Would you transcribe all of the data exactly, down to the last character?

===

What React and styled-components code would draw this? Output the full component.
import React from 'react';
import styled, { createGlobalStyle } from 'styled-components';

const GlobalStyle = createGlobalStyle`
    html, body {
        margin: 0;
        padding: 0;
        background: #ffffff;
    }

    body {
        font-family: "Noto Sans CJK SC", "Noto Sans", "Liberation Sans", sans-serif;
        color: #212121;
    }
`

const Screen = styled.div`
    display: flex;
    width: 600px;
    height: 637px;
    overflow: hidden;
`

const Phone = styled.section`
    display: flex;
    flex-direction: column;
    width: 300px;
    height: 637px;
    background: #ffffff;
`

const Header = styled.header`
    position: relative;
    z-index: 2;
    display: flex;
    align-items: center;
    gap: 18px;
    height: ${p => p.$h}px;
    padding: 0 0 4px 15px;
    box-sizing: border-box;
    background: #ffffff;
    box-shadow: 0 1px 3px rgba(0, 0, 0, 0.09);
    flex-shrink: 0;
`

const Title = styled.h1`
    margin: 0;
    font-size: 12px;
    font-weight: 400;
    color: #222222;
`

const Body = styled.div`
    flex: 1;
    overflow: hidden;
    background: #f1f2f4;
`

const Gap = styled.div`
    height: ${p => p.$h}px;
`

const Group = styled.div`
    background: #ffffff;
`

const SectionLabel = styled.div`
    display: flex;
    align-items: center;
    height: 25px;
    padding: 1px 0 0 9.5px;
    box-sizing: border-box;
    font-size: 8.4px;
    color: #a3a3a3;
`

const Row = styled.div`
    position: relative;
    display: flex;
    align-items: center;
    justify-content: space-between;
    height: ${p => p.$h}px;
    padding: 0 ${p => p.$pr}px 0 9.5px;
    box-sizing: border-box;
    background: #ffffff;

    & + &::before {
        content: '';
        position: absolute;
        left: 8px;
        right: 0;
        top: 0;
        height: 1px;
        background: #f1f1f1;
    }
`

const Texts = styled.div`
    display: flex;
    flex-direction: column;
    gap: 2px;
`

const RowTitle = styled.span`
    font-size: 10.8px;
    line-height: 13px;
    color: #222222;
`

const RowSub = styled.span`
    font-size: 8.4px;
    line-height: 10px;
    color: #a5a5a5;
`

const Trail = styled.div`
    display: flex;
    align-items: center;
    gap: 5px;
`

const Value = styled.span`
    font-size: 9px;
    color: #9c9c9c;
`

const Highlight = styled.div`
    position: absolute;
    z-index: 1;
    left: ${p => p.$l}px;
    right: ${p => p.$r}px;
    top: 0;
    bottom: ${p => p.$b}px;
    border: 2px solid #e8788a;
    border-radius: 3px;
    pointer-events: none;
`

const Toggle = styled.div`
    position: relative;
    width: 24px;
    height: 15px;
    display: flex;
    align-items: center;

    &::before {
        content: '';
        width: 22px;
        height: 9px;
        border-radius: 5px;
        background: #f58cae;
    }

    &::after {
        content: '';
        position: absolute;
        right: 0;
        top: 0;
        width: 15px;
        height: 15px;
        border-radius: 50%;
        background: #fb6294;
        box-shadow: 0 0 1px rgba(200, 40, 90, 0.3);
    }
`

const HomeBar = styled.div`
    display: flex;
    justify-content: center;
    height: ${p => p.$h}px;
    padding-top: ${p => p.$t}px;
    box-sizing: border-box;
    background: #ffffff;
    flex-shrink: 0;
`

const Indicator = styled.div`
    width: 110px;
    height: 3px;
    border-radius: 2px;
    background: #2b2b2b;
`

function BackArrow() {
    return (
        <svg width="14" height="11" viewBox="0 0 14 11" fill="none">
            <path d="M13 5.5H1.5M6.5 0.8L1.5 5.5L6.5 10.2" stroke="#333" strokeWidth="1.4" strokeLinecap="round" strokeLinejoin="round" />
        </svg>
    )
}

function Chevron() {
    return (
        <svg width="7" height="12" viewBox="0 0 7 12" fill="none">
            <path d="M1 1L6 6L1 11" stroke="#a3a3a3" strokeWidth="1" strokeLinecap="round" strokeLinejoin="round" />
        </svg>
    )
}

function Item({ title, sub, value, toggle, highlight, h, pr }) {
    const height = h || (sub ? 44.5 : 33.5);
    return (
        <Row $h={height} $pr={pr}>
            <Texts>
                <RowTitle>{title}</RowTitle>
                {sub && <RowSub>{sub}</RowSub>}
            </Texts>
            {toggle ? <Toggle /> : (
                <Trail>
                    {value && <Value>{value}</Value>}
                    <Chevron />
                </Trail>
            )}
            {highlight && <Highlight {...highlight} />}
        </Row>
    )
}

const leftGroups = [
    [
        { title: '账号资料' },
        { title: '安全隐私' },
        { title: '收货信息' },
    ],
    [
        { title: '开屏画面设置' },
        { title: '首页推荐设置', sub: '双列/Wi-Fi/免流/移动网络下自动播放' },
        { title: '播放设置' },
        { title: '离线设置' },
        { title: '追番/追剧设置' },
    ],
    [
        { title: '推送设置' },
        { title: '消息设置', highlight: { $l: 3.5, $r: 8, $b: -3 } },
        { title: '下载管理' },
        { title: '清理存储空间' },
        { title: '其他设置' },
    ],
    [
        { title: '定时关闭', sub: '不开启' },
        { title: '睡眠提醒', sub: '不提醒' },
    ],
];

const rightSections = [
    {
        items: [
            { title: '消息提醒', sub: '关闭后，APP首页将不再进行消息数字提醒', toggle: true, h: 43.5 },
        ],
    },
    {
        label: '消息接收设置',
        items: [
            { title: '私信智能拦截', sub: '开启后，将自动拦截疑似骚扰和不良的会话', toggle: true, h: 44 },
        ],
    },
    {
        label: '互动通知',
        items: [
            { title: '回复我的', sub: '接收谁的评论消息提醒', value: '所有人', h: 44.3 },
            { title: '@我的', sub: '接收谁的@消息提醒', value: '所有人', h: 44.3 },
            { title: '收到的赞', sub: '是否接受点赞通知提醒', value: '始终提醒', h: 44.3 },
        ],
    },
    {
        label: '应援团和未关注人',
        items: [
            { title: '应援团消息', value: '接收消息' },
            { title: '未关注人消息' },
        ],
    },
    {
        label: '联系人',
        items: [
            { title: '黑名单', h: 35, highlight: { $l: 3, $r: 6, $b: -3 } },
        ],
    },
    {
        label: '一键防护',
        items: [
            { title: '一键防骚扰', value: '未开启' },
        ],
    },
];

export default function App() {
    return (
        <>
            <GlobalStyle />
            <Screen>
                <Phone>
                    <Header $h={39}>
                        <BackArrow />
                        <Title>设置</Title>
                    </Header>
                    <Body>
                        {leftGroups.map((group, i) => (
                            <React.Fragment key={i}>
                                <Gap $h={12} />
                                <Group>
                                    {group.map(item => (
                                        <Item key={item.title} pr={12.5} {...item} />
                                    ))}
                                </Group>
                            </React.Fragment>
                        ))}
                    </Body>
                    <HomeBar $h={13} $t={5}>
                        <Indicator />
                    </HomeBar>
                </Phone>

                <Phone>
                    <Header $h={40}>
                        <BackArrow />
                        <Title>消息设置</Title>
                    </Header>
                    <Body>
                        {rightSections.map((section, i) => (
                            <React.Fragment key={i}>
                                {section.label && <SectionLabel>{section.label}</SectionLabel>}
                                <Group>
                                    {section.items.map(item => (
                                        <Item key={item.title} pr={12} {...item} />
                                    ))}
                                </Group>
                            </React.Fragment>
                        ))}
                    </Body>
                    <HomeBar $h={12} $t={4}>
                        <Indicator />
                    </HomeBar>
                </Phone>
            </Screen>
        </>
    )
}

===

▸ **COMPLETE ANSWER**
What React and styled-components code would draw this? Output the full component.
import React from 'react';
import styled, { createGlobalStyle } from 'styled-components';

const GlobalStyle = createGlobalStyle`
    html, body {
        margin: 0;
        padding: 0;
        background: #ffffff;
    }

    body {
        font-family: "Noto Sans CJK SC", "Noto Sans", "Liberation Sans", sans-serif;
        color: #212121;
    }
`

const Screen = styled.div`
    display: flex;
    width: 600px;
    height: 637px;
    overflow: hidden;
`

const Phone = styled.section`
    display: flex;
    flex-direction: column;
    width: 300px;
    height: 637px;
    background: #ffffff;
`

const Header = styled.header`
    position: relative;
    z-index: 2;
    display: flex;
    align-items: center;
    gap: 18px;
    height: ${p => p.$h}px;
    padding: 0 0 4px 15px;
    box-sizing: border-box;
    background: #ffffff;
    box-shadow: 0 1px 3px rgba(0, 0, 0, 0.09);
    flex-shrink: 0;
`

const Title = styled.h1`
    margin: 0;
    font-size: 12px;
    font-weight: 400;
    color: #222222;
`

const Body = styled.div`
    flex: 1;
    overflow: hidden;
    background: #f1f2f4;
`

const Gap = styled.div`
    height: ${p => p.$h}px;
`

const Group = styled.div`
    background: #ffffff;
`

const SectionLabel = styled.div`
    display: flex;
    align-items: center;
    height: 25px;
    padding: 1px 0 0 9.5px;
    box-sizing: border-box;
    font-size: 8.4px;
    color: #a3a3a3;
`

const Row = styled.div`
    position: relative;
    display: flex;
    align-items: center;
    justify-content: space-between;
    height: ${p => p.$h}px;
    padding: 0 ${p => p.$pr}px 0 9.5px;
    box-sizing: border-box;
    background: #ffffff;

    & + &::before {
        content: '';
        position: absolute;
        left: 8px;
        right: 0;
        top: 0;
        height: 1px;
        background: #f1f1f1;
    }
`

const Texts = styled.div`
    display: flex;
    flex-direction: column;
    gap: 2px;
`

const RowTitle = styled.span`
    font-size: 10.8px;
    line-height: 13px;
    color: #222222;
`

const RowSub = styled.span`
    font-size: 8.4px;
    line-height: 10px;
    color: #a5a5a5;
`

const Trail = styled.div`
    display: flex;
    align-items: center;
    gap: 5px;
`

const Value = styled.span`
    font-size: 9px;
    color: #9c9c9c;
`

const Highlight = styled.div`
    position: absolute;
    z-index: 1;
    left: ${p => p.$l}px;
    right: ${p => p.$r}px;
    top: 0;
    bottom: ${p => p.$b}px;
    border: 2px solid #e8788a;
    border-radius: 3px;
    pointer-events: none;
`

const Toggle = styled.div`
    position: relative;
    width: 24px;
    height: 15px;
    display: flex;
    align-items: center;

    &::before {
        content: '';
        width: 22px;
        height: 9px;
        border-radius: 5px;
        background: #f58cae;
    }

    &::after {
        content: '';
        position: absolute;
        right: 0;
        top: 0;
        width: 15px;
        height: 15px;
        border-radius: 50%;
        background: #fb6294;
        box-shadow: 0 0 1px rgba(200, 40, 90, 0.3);
    }
`

const HomeBar = styled.div`
    display: flex;
    justify-content: center;
    height: ${p => p.$h}px;
    padding-top: ${p => p.$t}px;
    box-sizing: border-box;
    background: #ffffff;
    flex-shrink: 0;
`

const Indicator = styled.div`
    width: 110px;
    height: 3px;
    border-radius: 2px;
    background: #2b2b2b;
`

function BackArrow() {
    return (
        <svg width="14" height="11" viewBox="0 0 14 11" fill="none">
            <path d="M13 5.5H1.5M6.5 0.8L1.5 5.5L6.5 10.2" stroke="#333" strokeWidth="1.4" strokeLinecap="round" strokeLinejoin="round" />
        </svg>
    )
}

function Chevron() {
    return (
        <svg width="7" height="12" viewBox="0 0 7 12" fill="none">
            <path d="M1 1L6 6L1 11" stroke="#a3a3a3" strokeWidth="1" strokeLinecap="round" strokeLinejoin="round" />
        </svg>
    )
}

function Item({ title, sub, value, toggle, highlight, h, pr }) {
    const height = h || (sub ? 44.5 : 33.5);
    return (
        <Row $h={height} $pr={pr}>
            <Texts>
                <RowTitle>{title}</RowTitle>
                {sub && <RowSub>{sub}</RowSub>}
            </Texts>
            {toggle ? <Toggle /> : (
                <Trail>
                    {value && <Value>{value}</Value>}
                    <Chevron />
                </Trail>
            )}
            {highlight && <Highlight {...highlight} />}
        </Row>
    )
}

const leftGroups = [
    [
        { title: '账号资料' },
        { title: '安全隐私' },
        { title: '收货信息' },
    ],
    [
        { title: '开屏画面设置' },
        { title: '首页推荐设置', sub: '双列/Wi-Fi/免流/移动网络下自动播放' },
        { title: '播放设置' },
        { title: '离线设置' },
        { title: '追番/追剧设置' },
    ],
    [
        { title: '推送设置' },
        { title: '消息设置', highlight: { $l: 3.5, $r: 8, $b: -3 } },
        { title: '下载管理' },
        { title: '清理存储空间' },
        { title: '其他设置' },
    ],
    [
        { title: '定时关闭', sub: '不开启' },
        { title: '睡眠提醒', sub: '不提醒' },
    ],
];

const rightSections = [
    {
        items: [
            { title: '消息提醒', sub: '关闭后，APP首页将不再进行消息数字提醒', toggle: true, h: 43.5 },
        ],
    },
    {
        label: '消息接收设置',
        items: [
            { title: '私信智能拦截', sub: '开启后，将自动拦截疑似骚扰和不良的会话', toggle: true, h: 44 },
        ],
    },
    {
        label: '互动通知',
        items: [
            { title: '回复我的', sub: '接收谁的评论消息提醒', value: '所有人', h: 44.3 },
            { title: '@我的', sub: '接收谁的@消息提醒', value: '所有人', h: 44.3 },
            { title: '收到的赞', sub: '是否接受点赞通知提醒', value: '始终提醒', h: 44.3 },
        ],
    },
    {
        label: '应援团和未关注人',
        items: [
            { title: '应援团消息', value: '接收消息' },
            { title: '未关注人消息' },
        ],
    },
    {
        label: '联系人',
        items: [
            { title: '黑名单', h: 35, highlight: { $l: 3, $r: 6, $b: -3 } },
        ],
    },
    {
        label: '一键防护',
        items: [
            { title: '一键防骚扰', value: '未开启' },
        ],
    },
];

export default function App() {
    return (
        <>
            <GlobalStyle />
            <Screen>
                <Phone>
                    <Header $h={39}>
                        <BackArrow />
                        <Title>设置</Title>
                    </Header>
                    <Body>
                        {leftGroups.map((group, i) => (
                            <React.Fragment key={i}>
                                <Gap $h={12} />
                                <Group>
                                    {group.map(item => (
                                        <Item key={item.title} pr={12.5} {...item} />
                                    ))}
                                </Group>
                            </React.Fragment>
                        ))}
                    </Body>
                    <HomeBar $h={13} $t={5}>
                        <Indicator />
                    </HomeBar>
                </Phone>

                <Phone>
                    <Header $h={40}>
                        <BackArrow />
                        <Title>消息设置</Title>
                    </Header>
                    <Body>
                        {rightSections.map((section, i) => (
                            <React.Fragment key={i}>
                                {section.label && <SectionLabel>{section.label}</SectionLabel>}
                                <Group>
                                    {section.items.map(item => (
                                        <Item key={item.title} pr={12} {...item} />
                                    ))}
                                </Group>
                            </React.Fragment>
                        ))}
                    </Body>
                    <HomeBar $h={12} $t={4}>
                        <Indicator />
                    </HomeBar>
                </Phone>
            </Screen>
        </>
    )
}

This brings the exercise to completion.